Count the lines that hold the string "screenshot". Reply with the number alone.

Dataset excerpt ->

──────────────────────────────

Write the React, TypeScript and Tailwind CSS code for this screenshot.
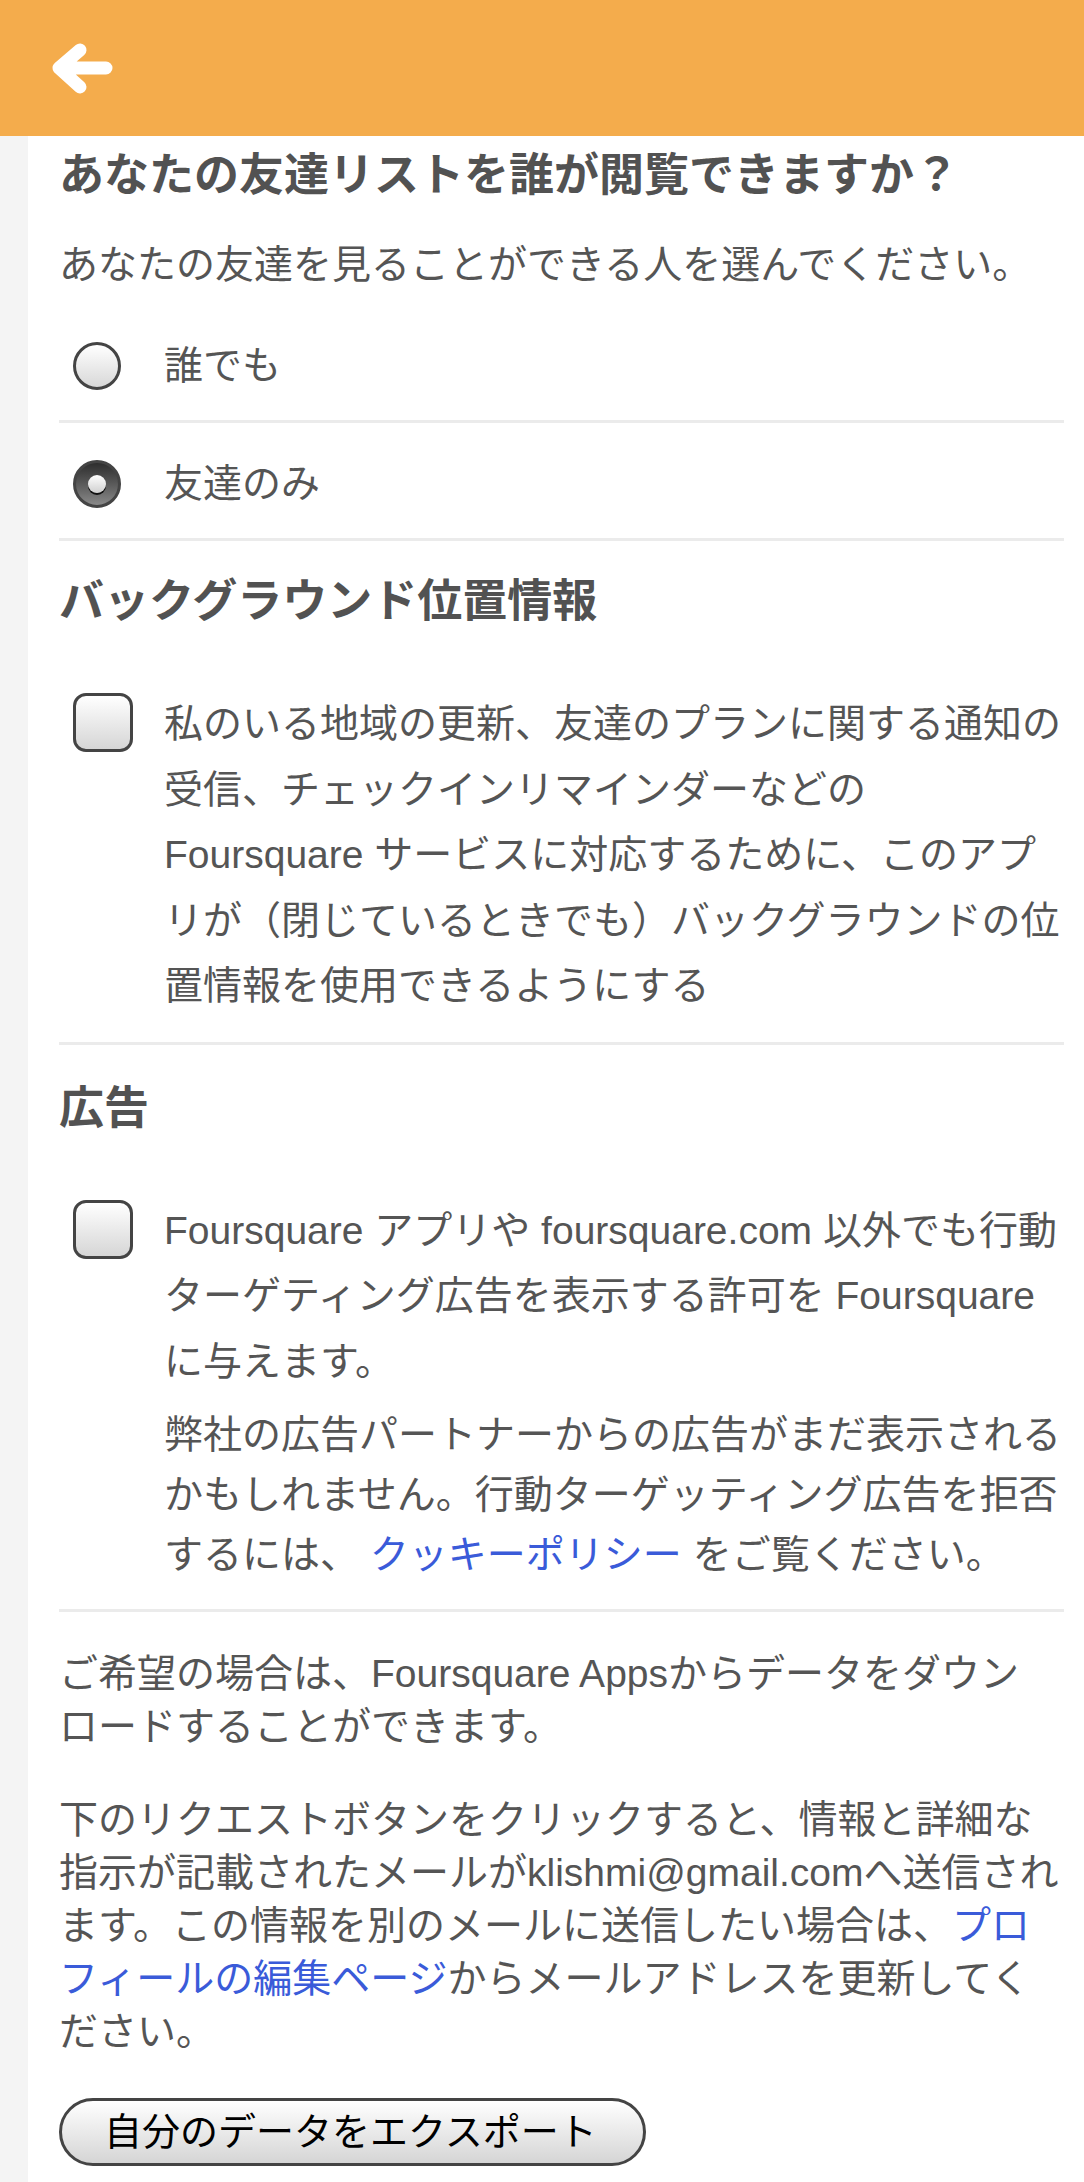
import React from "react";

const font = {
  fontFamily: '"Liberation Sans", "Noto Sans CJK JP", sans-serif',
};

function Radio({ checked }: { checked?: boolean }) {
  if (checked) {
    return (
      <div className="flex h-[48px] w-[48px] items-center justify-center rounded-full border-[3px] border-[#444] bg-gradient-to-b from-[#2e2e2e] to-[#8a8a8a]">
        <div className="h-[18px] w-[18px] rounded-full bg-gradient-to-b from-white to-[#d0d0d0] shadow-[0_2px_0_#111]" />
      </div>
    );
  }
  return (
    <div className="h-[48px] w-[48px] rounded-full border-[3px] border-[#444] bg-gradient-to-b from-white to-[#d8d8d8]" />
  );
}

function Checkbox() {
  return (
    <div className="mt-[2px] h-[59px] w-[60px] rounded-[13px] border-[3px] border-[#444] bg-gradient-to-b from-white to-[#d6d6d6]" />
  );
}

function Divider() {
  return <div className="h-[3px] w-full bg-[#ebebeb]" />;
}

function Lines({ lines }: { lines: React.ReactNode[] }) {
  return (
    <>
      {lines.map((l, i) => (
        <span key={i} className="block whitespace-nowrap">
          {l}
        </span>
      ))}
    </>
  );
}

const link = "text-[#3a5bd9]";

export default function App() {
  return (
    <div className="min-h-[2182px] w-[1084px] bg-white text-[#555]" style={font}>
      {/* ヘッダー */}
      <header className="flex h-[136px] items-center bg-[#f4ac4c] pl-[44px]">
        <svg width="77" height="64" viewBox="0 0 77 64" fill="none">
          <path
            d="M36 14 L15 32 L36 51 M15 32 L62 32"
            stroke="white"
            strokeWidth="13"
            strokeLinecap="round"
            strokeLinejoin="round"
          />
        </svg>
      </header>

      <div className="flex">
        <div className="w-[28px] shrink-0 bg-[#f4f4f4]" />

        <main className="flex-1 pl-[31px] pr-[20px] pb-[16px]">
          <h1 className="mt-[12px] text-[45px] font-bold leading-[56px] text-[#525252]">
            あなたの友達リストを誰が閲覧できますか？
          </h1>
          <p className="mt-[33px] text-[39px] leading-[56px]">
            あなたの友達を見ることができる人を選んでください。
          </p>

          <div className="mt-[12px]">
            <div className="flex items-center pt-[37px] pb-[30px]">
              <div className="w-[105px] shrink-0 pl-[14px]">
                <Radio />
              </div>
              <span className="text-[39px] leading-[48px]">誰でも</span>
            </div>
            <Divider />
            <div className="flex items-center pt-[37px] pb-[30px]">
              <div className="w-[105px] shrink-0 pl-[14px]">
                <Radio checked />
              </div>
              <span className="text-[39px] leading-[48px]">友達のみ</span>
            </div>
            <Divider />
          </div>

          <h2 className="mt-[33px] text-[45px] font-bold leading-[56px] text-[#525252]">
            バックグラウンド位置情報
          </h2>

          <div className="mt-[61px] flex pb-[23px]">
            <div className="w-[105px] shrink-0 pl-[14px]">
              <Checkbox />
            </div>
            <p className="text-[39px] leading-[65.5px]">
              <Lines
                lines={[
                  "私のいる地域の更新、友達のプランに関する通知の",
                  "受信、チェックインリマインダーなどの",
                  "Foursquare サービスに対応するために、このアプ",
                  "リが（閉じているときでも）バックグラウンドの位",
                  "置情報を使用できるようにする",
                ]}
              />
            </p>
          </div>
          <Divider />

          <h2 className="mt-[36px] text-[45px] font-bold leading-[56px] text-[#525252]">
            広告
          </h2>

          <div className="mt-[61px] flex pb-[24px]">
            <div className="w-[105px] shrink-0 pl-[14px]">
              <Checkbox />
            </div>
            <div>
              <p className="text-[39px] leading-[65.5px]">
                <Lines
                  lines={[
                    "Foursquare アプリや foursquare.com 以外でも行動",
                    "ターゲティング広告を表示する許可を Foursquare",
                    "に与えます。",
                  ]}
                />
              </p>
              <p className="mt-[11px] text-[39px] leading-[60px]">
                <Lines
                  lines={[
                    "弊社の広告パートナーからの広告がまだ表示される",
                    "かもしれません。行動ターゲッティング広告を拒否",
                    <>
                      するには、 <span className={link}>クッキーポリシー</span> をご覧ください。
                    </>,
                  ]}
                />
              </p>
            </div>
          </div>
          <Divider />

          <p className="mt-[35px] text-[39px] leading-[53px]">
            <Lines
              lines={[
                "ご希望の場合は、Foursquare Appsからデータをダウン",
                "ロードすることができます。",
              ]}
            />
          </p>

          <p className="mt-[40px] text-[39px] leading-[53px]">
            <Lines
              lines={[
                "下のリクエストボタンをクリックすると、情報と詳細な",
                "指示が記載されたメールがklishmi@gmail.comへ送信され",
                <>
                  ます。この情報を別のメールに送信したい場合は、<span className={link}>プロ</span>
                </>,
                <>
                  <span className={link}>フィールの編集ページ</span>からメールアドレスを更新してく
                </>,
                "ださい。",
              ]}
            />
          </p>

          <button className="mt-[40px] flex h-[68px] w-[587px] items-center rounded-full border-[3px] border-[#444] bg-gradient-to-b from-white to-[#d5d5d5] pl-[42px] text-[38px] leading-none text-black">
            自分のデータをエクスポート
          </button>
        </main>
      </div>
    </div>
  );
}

──────────────────────────────

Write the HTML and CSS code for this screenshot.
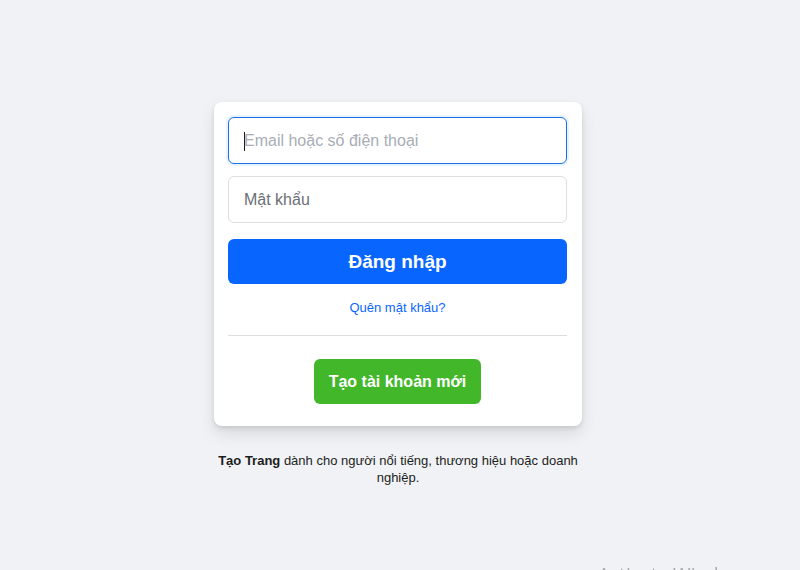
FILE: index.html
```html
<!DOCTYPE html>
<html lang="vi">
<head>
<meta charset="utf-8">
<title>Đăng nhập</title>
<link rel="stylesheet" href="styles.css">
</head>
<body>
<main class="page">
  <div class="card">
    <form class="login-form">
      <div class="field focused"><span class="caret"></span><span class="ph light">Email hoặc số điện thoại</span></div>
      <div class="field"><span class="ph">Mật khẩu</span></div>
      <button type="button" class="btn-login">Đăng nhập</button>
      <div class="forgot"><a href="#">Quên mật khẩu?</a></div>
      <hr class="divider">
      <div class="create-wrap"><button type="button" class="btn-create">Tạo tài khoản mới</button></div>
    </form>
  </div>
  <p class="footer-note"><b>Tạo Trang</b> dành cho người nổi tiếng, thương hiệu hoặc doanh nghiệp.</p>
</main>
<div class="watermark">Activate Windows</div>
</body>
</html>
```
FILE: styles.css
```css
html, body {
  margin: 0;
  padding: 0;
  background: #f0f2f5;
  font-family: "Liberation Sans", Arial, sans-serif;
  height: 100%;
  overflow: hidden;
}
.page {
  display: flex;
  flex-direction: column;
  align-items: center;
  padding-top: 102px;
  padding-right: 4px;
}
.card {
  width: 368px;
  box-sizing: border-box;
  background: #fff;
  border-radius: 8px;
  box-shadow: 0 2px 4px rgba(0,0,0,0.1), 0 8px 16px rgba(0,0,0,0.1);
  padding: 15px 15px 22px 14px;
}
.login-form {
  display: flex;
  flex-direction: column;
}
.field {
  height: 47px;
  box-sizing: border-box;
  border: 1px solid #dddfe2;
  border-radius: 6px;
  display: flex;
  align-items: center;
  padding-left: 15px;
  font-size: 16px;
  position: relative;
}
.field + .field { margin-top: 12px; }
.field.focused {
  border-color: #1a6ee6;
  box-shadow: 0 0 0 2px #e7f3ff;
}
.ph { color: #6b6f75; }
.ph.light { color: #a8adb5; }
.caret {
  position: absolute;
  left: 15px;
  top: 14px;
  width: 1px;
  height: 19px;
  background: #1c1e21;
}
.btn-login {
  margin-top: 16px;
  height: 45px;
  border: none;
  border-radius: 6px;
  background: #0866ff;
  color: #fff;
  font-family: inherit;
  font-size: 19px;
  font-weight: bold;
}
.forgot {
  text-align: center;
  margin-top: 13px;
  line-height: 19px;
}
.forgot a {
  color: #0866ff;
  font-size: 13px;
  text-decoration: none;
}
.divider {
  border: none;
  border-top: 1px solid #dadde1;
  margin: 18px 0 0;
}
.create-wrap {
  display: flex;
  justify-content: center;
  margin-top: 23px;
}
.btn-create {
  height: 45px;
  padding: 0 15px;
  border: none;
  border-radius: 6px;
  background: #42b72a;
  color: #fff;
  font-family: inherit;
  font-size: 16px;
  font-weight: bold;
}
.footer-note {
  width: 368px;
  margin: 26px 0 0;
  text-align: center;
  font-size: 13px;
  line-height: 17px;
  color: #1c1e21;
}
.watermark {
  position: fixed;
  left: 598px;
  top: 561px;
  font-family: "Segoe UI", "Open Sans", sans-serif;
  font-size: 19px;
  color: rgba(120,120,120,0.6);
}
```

──────────────────────────────

Task response ->
2